:: Description of the task ::
Copy the listing below line for line, starting at its first line and ending with the line that has "</TitleBar>" in it. Add nothing.

:: Recorded data ::
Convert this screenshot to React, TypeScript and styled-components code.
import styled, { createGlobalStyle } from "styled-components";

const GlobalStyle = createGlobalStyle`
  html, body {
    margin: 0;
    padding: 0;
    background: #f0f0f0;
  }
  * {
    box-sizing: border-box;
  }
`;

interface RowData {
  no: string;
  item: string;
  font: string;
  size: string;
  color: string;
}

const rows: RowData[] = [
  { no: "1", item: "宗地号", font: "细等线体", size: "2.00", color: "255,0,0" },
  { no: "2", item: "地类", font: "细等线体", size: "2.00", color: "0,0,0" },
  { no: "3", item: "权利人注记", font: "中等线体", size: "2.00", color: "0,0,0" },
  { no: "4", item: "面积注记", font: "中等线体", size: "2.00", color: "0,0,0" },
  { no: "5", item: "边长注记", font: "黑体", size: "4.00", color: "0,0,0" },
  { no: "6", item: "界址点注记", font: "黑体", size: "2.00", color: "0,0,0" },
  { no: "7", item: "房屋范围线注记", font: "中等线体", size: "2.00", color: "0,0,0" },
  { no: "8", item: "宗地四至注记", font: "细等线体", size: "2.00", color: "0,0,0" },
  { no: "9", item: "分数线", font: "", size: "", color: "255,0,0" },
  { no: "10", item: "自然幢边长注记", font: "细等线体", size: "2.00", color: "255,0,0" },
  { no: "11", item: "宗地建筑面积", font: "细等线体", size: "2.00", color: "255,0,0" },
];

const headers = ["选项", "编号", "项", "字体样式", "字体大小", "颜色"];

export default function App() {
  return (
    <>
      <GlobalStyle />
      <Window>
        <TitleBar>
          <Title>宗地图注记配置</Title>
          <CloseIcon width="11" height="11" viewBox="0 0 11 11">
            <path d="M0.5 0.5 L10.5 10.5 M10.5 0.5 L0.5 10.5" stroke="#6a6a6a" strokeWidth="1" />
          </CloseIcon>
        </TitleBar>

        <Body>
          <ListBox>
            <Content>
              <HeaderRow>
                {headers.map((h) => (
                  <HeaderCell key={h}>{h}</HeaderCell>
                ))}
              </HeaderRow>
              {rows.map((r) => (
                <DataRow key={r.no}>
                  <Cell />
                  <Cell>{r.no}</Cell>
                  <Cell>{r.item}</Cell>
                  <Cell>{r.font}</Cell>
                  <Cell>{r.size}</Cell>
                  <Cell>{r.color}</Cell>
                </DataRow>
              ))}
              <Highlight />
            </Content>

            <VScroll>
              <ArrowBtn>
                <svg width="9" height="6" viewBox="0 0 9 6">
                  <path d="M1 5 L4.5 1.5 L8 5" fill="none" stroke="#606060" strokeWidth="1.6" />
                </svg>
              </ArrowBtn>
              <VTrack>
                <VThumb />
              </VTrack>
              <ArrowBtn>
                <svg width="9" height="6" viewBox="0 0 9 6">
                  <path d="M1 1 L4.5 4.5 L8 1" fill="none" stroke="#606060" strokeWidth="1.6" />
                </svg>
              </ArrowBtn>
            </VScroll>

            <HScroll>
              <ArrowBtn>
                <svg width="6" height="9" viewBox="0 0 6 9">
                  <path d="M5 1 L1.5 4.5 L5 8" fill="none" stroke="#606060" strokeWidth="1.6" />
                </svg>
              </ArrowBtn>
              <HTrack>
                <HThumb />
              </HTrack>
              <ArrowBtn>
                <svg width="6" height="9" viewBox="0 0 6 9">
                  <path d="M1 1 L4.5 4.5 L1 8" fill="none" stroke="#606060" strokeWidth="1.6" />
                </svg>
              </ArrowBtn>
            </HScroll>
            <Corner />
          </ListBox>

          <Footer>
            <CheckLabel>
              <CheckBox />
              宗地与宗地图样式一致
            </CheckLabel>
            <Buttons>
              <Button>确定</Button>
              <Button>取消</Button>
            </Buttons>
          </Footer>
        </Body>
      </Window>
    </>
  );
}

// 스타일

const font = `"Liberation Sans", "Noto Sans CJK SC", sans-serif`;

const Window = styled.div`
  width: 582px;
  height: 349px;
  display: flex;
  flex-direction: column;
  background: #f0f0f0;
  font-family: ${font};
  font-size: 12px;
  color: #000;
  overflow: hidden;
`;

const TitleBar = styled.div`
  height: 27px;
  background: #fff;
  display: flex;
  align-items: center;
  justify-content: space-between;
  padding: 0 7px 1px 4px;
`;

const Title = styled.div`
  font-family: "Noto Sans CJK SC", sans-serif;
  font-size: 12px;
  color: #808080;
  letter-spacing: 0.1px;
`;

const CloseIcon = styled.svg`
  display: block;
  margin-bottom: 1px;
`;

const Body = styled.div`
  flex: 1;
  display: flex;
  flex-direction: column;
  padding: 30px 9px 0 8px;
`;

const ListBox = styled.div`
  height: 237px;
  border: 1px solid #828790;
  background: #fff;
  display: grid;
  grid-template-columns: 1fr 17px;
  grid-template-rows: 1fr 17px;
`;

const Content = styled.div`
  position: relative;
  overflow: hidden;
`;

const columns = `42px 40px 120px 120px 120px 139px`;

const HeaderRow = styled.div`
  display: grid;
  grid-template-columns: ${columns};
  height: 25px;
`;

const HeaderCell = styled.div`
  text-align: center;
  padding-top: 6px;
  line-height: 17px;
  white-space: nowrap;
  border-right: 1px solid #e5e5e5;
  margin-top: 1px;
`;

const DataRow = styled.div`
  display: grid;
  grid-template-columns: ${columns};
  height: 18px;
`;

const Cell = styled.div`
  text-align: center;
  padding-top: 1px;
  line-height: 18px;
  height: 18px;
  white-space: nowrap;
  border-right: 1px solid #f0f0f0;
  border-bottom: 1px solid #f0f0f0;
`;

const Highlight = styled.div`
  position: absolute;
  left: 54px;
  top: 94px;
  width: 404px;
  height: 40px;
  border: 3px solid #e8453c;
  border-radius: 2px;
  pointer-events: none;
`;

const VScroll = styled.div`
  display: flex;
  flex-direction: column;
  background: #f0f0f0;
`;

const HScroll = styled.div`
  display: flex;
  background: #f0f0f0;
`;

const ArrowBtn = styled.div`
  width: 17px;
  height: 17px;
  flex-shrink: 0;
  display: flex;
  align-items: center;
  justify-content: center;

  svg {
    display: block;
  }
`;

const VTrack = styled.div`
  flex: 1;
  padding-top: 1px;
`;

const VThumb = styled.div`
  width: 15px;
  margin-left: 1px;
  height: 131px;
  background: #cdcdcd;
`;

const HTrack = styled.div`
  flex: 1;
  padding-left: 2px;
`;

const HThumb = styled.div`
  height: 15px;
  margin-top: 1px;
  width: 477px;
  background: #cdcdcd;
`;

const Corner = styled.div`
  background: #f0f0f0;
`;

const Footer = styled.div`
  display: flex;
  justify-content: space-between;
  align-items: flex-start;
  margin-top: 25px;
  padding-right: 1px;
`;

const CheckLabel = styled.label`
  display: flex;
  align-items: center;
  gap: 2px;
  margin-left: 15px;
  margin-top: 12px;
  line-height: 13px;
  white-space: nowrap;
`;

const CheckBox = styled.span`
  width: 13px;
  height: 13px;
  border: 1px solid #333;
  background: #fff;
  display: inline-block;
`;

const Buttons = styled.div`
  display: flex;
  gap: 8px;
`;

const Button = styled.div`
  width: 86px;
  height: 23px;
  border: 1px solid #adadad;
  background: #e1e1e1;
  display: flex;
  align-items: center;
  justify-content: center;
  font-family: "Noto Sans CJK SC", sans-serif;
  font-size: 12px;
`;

:: Full output ::
Convert this screenshot to React, TypeScript and styled-components code.
import styled, { createGlobalStyle } from "styled-components";

const GlobalStyle = createGlobalStyle`
  html, body {
    margin: 0;
    padding: 0;
    background: #f0f0f0;
  }
  * {
    box-sizing: border-box;
  }
`;

interface RowData {
  no: string;
  item: string;
  font: string;
  size: string;
  color: string;
}

const rows: RowData[] = [
  { no: "1", item: "宗地号", font: "细等线体", size: "2.00", color: "255,0,0" },
  { no: "2", item: "地类", font: "细等线体", size: "2.00", color: "0,0,0" },
  { no: "3", item: "权利人注记", font: "中等线体", size: "2.00", color: "0,0,0" },
  { no: "4", item: "面积注记", font: "中等线体", size: "2.00", color: "0,0,0" },
  { no: "5", item: "边长注记", font: "黑体", size: "4.00", color: "0,0,0" },
  { no: "6", item: "界址点注记", font: "黑体", size: "2.00", color: "0,0,0" },
  { no: "7", item: "房屋范围线注记", font: "中等线体", size: "2.00", color: "0,0,0" },
  { no: "8", item: "宗地四至注记", font: "细等线体", size: "2.00", color: "0,0,0" },
  { no: "9", item: "分数线", font: "", size: "", color: "255,0,0" },
  { no: "10", item: "自然幢边长注记", font: "细等线体", size: "2.00", color: "255,0,0" },
  { no: "11", item: "宗地建筑面积", font: "细等线体", size: "2.00", color: "255,0,0" },
];

const headers = ["选项", "编号", "项", "字体样式", "字体大小", "颜色"];

export default function App() {
  return (
    <>
      <GlobalStyle />
      <Window>
        <TitleBar>
          <Title>宗地图注记配置</Title>
          <CloseIcon width="11" height="11" viewBox="0 0 11 11">
            <path d="M0.5 0.5 L10.5 10.5 M10.5 0.5 L0.5 10.5" stroke="#6a6a6a" strokeWidth="1" />
          </CloseIcon>
        </TitleBar>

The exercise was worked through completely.